Market Design in Theory and Practice: Auctions for Sponsored Links in Online Advertising
Susan Athey, Harvard University

The revenue generated by advertising provides incentives for online publishers to create high-quality content. The problem of allocating advertisements to online page views is extraordinarily complex. On search engines, millions of unique phrases are entered by users each month, and hundreds of thousands of advertisers would like to place advertisements there. As with the Yellow Pages, advertisements are an important source of information for consumers. Over the past ten years, the market for search advertising evolved into a real-time auction that shares some features with an "ideal" auction that theory predicts would be effective. The design of the auction affects the quality of matching of advertisements to consumers, the search costs expended by consumers, the profit to the advertisers, and the extraction of revenue by the search engine. Over time, search engines have become increasingly sophisticated in pricing, and the design has become increasingly complex, with real-world experiences confirming existing theory and motivating new theory. A vibrant cross-disciplinary subfield surrounding the design of these auctions has emerged, combining theory, empirical analysis, field experiments, and the design of algorithms.

Expressiveness in Mechanisms and its Relation to Efficiency: Our Experience from $40 Billion of Combinatorial Multi-Attribute Auctions, and Recent Theory

Tuomas Sandholm, Carnegie Mellon University

A recent trend (especially in electronic commerce) is higher levels of expressiveness in the mechanisms that mediate interactions such as auctions, exchanges, catalog offers, voting systems, matching of peers, and so on. Participants can express their preferences in drastically greater detail than ever before. In many cases this trend is fueled by modern algorithms for winner determination that can handle the richer inputs.  But is more expressiveness always a good thing? What forms of expressiveness should be offered?

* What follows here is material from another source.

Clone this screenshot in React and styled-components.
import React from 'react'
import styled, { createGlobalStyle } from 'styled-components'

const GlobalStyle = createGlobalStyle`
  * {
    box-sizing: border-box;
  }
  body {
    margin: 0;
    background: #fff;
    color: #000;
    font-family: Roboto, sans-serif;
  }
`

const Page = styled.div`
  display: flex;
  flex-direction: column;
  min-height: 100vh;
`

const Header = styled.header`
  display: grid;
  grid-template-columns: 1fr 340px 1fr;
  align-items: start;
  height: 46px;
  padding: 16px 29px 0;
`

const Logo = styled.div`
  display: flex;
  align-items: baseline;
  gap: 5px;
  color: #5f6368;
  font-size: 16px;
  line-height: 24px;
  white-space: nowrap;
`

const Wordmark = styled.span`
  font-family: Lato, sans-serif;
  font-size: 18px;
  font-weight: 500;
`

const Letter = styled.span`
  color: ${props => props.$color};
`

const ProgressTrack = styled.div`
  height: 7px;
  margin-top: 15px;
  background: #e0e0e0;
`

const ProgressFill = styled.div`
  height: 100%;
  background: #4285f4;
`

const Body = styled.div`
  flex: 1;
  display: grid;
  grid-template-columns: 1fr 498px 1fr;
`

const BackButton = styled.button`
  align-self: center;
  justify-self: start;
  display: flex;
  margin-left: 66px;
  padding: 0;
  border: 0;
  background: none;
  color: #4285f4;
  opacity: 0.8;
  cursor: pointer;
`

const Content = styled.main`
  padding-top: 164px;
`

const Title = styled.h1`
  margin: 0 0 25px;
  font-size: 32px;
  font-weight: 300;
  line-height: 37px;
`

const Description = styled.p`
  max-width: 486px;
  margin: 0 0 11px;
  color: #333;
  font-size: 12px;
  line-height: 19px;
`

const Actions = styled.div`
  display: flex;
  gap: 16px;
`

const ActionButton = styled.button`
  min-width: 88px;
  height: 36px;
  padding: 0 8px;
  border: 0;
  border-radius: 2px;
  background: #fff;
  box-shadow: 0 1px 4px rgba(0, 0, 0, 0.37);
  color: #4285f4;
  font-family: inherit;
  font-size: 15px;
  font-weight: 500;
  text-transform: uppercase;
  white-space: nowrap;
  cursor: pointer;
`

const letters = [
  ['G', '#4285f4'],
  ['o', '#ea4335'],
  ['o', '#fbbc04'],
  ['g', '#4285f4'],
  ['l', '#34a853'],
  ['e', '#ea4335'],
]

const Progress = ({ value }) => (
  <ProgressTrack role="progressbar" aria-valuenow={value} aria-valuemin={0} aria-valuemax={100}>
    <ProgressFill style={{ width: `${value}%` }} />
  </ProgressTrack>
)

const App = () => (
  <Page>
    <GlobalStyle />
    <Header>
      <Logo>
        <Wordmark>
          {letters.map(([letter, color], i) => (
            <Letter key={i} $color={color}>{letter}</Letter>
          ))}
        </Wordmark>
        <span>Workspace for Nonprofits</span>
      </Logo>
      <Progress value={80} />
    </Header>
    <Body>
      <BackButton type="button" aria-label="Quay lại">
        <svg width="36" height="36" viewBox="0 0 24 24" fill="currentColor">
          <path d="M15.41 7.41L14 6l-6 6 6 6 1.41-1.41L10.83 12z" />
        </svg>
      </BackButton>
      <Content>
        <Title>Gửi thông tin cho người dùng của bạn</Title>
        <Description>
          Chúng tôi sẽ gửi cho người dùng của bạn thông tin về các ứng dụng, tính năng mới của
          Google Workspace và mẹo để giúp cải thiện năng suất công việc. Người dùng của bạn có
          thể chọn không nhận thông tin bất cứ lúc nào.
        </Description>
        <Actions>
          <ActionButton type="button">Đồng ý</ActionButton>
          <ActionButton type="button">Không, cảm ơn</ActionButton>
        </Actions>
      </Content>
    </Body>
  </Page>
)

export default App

In this talk, I will first report on our experience from over $40 billion of combinatorial multi-attribute sourcing auctions. Then, I will present recent theory that ties the expressiveness of a mechanism to an upper bound on efficiency in a domain-independent way in private-information settings. Time permitting, I will also discuss theory and experiments on applying expressiveness to ad auctions, such as sponsored search and real-time banner ad auctions with temporal span and complex preferences.